Forse. Ma si guadagna in umanità dei personaggi. E, soprattutto, ne
risulta smentita la supposta poca teatralità dell’opera,
l’estraneità di Beethoven ai meccanismi della drammaturgia. E’
invece un’opera
teatralissima, avvincente, multiforme, ricca di contrasti e di
sfumature, anche psicologiche. E non è vero che Beethoven insegua un
suo disegno musicale indifferente alle esigenze della scena. E’

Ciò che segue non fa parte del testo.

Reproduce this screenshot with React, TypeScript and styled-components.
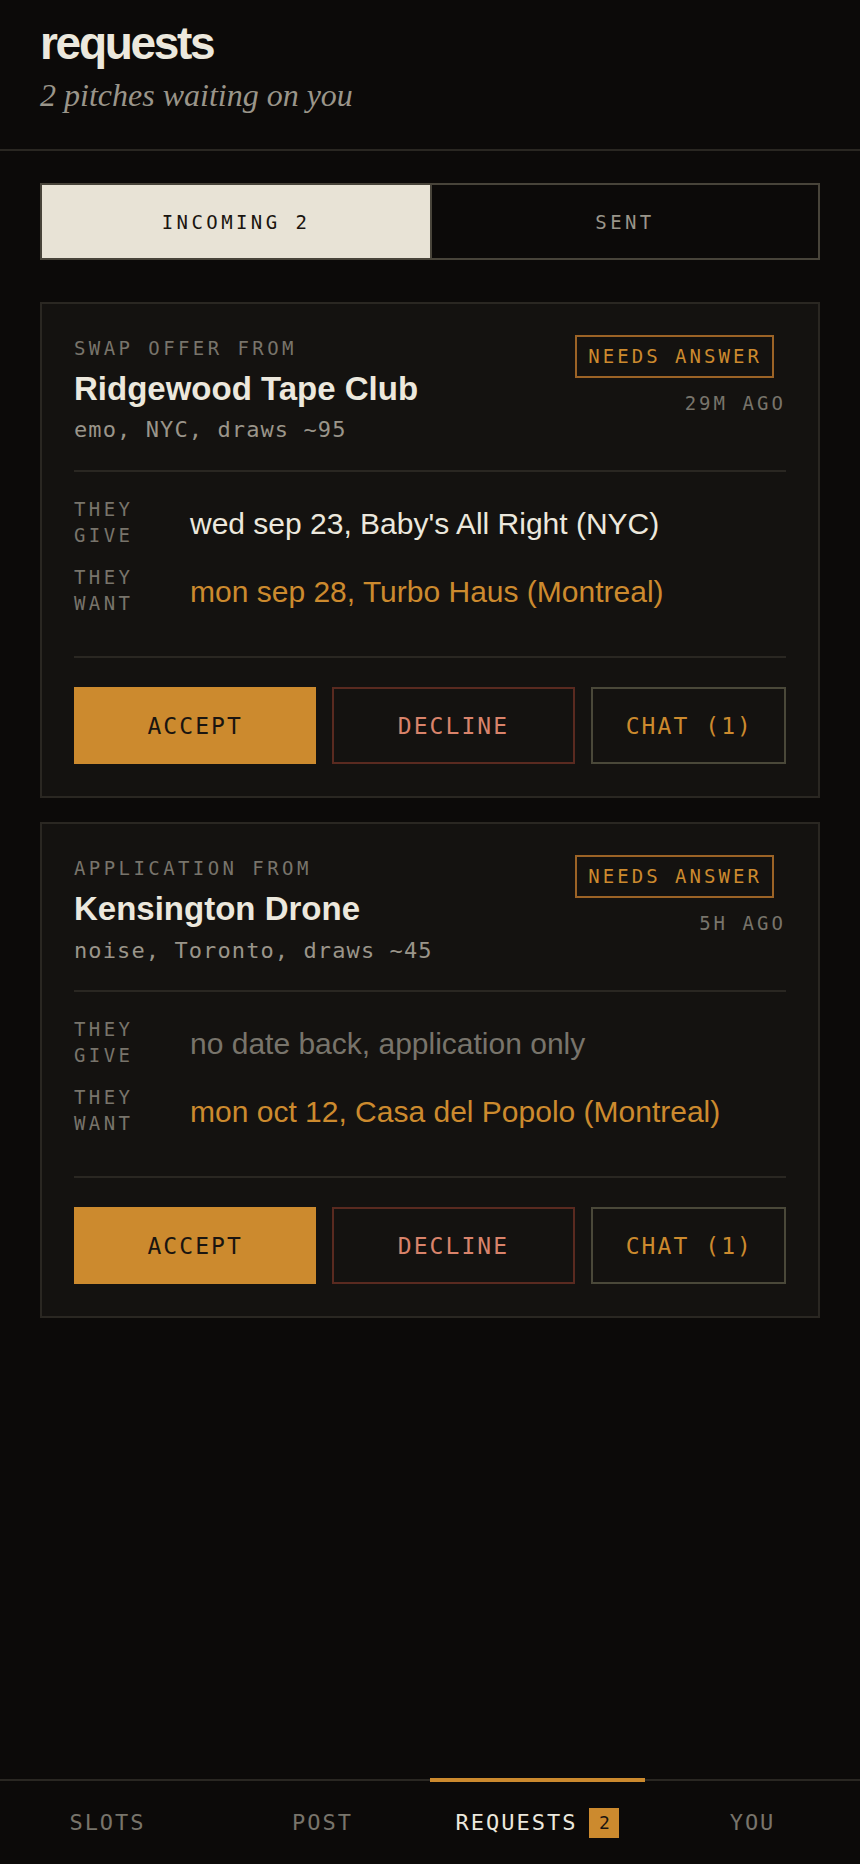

vero tutto il contrario, che Beethoven inventa via via le forme
musicali che si adeguino alla situazione drammatica. Ma non nel senso
di un continuo drammaturgico – allora avremmo Wagner - , bensì nel
fissare di volta in volta, con un’aria, un terzetto, un quartetto,
il nodo drammatico della situazione teatrale. Tant’è vero che sarà
proprio questa invenzione di
una musica che piega le
forme strumentali a farsi carico dell’azione drammatica che
fornirà il modello del
sistema musicale con cui
è strutturato
il Wozzeck di Berg. La forma musicale non è uno schema imposto alla
scena, ma è
la sintesi di musica e dramma, della
forma musicale che si fa dramma, nel
senso che il dramma è raccontato per intero dalla musica, e
non è quindi possibile distinguere il valore musicale dal valore
drammatico, perché sono la stessa cosa.